Steroid statistics according to the Center for Disease Control and Prevention’s (CDC) Youth Risk Behavior Surveillance: In the United States, the percentage of students who reported lifetime steroid use increased during 1991--2003 (2.7%--6.1%) and then decreased during 2003--2005 (6.1%--4.0%). The up to minute U.S. Census Bureau reports a total population of just over 301 million people, of which the National Center For Education Statistics estimates 16.5 million or 5.4% are public and private school children between 9th and 12th grade. Using the CDC’s 4% current lifetime user’s stat, we get an estimated 660,000 students (14 to 17 years of age) who’ve admitted to steroid use as of the year 2005. But that’s just the beginning because self-reports are notoriously underrepresented. Sadder still is the fact that our 4% figure though reported in 2006 only used data through early 2005. This was just prior to the many recent professional sports scandals and subsequent resurgence of steroid popularity. So what do all these numbers and dates mean when it comes to steroid statistics? Simply put, the use of steroids among children is a really big problem!
Steroids are derivatives of the male hormone, testosterone. These derivatives promote the growth of skeletal muscle and increase lean body mass. Athletes and non-athletes use steroids illegally to enhance performance and to improve physical appearance. More than 100 different anabolic steroids have been developed, but they require a prescription to be used legally in the United States. Most steroids that are used illegally are smuggled in from other countries, illegally diverted from U.S. pharmacies, or synthesized in clandestine laboratories.
Steroid statistics show that anabolic steroid abuse has been associated with a wide range of adverse side like some that are physically unattractive, such as acne and breast development in men. There are also others that are life threatening, such as heart attacks and liver cancer. Most are reversible if the abuser stops taking the drugs, but some are permanent.
People are willing to take great risk to excel in sports and perform their jobs better in today’s society. We also live in a society where image is paramount to some people. Therefore, the popularity of performance enhancing drugs such as anabolic steroids and anabolic steroid substitute products are the choice of some people to achieve these goals. Steroid abuse is still a problem despite the illegality of the drug and the banning of steroids by various sports authorities and sports governing bodies.

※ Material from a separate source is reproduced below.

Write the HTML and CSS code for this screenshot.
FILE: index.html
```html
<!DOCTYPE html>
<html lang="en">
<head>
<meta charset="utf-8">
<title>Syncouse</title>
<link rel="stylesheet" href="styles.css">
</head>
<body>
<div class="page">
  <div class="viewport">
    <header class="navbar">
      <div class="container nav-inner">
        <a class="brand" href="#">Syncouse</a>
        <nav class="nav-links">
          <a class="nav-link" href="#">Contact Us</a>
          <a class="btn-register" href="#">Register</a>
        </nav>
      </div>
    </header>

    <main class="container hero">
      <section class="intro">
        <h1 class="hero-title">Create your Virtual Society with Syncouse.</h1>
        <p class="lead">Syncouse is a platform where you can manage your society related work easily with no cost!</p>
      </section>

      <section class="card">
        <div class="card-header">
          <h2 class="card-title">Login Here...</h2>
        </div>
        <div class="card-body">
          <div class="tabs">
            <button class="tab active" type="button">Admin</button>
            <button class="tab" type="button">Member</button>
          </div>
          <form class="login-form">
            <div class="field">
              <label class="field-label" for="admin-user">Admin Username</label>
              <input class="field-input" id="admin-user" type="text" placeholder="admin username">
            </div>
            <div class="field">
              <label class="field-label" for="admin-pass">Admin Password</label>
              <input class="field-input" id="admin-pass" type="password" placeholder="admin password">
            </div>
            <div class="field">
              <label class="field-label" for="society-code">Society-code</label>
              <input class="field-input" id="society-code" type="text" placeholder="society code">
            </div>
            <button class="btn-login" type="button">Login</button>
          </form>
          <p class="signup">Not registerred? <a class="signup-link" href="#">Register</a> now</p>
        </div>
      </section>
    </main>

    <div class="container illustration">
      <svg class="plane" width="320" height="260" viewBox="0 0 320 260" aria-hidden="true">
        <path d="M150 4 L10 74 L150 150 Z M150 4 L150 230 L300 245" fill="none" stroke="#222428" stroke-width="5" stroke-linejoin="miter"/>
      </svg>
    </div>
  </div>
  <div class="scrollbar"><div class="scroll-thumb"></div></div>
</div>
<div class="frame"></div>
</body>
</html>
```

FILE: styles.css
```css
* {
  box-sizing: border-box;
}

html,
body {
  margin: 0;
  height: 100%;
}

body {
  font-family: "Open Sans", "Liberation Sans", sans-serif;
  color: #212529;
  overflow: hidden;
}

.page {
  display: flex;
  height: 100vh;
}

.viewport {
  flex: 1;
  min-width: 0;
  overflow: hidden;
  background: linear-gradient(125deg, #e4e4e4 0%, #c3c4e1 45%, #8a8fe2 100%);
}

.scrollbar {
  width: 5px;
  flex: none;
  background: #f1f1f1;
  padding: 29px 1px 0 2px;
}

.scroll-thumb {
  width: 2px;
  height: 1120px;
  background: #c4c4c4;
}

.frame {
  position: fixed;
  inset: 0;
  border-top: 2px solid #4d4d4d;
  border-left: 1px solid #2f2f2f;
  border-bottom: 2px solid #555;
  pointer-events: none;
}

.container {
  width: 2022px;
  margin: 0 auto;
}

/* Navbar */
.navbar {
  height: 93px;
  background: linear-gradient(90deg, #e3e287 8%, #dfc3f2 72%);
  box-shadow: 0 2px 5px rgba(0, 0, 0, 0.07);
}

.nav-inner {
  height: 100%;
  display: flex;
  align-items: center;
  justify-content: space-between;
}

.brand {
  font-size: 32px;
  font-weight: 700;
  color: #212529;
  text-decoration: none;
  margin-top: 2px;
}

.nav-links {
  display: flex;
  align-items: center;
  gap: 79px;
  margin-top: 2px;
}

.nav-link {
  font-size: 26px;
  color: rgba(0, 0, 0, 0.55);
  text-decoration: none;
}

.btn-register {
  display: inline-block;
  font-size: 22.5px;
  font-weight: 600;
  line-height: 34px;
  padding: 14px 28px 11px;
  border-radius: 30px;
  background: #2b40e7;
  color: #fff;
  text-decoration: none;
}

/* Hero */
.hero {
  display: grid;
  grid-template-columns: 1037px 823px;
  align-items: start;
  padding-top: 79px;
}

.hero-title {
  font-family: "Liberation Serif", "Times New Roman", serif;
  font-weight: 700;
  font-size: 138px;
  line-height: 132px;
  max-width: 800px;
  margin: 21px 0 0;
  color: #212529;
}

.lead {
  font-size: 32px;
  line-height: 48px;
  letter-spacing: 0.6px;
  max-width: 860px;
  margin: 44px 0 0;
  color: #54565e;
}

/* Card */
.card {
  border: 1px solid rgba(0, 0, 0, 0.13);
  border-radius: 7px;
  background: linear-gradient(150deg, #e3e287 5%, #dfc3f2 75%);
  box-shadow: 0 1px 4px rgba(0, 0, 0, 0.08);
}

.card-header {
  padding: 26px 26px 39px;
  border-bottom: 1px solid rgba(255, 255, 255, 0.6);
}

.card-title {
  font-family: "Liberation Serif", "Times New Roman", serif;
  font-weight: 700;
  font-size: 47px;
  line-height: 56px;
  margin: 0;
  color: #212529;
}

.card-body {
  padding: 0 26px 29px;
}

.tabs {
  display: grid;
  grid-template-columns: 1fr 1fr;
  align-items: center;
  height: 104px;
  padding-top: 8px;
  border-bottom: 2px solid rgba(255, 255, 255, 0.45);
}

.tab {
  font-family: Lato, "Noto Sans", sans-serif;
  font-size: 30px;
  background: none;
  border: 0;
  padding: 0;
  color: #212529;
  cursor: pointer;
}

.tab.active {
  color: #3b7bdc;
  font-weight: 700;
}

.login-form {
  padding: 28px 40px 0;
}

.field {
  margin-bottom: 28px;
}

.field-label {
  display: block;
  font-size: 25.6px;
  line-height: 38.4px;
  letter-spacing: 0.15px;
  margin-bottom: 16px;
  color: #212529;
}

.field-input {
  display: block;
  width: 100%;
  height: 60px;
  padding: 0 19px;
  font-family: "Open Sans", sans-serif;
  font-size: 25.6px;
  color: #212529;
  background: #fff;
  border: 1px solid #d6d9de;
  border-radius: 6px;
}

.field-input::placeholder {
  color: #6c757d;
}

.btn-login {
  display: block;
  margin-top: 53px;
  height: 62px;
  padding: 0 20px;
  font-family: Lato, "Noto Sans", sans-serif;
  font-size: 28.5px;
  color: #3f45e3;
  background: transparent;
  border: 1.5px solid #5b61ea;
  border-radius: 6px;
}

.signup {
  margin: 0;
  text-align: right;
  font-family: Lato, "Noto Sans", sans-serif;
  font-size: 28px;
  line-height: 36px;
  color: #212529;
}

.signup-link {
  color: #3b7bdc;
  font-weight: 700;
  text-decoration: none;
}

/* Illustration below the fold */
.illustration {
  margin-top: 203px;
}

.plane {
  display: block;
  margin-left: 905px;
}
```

Steroid statistics from the 2002 “Monitoring the Future” study determined that since 1991 there was a significant increase of steroid use by school age children. This annual study surveys drug use among eighth, tenth, and twelfth graders in the United States. Since 1991 there has been a significant increase in reported steroid use by teenagers. For all three grades, the 2002 steroid statistics represent a significant increase from 1991. The following chart illustrates the increase of steroid abuse among teenagers who reported using steroids at least once in their lifetime.
Steroid Statistics: Students Reporting Steroid Abuse 1991–2002
Steroid Statistics: Students Reporting Steroid Abuse 2002
* In the 2002 steroid statistics survey, the youth were asked how easy it was for school aged children to obtain steroids. 22% of eighth graders, 33.2% of tenth graders, and 46.1% of twelfth graders reported that steroids were “fairly easy” or “very easy” to obtain.
* Steroids are used predominately by males with annual prevalence rates two to four times as high among males as that among females.
* A steroid statistics survey in 1999 determined that 479,000 students nationwide, or 2.9%, had used steroids by their senior year of high school.
* A survey in 2001 determined the percentage of 12th graders who believed that taking these drugs causes “great risk” to health declined from 68% to 62%.
* A 2001 CDC survey indicated that 5% of all high school students reported lifetime use of steroid without a doctor’s prescription. The survey also indicated that 5.8% of ninth graders, 4.9% of tenth graders, 4.3% of eleventh graders, and 4.3% of twelfth graders reported lifetime illegal use of steroids.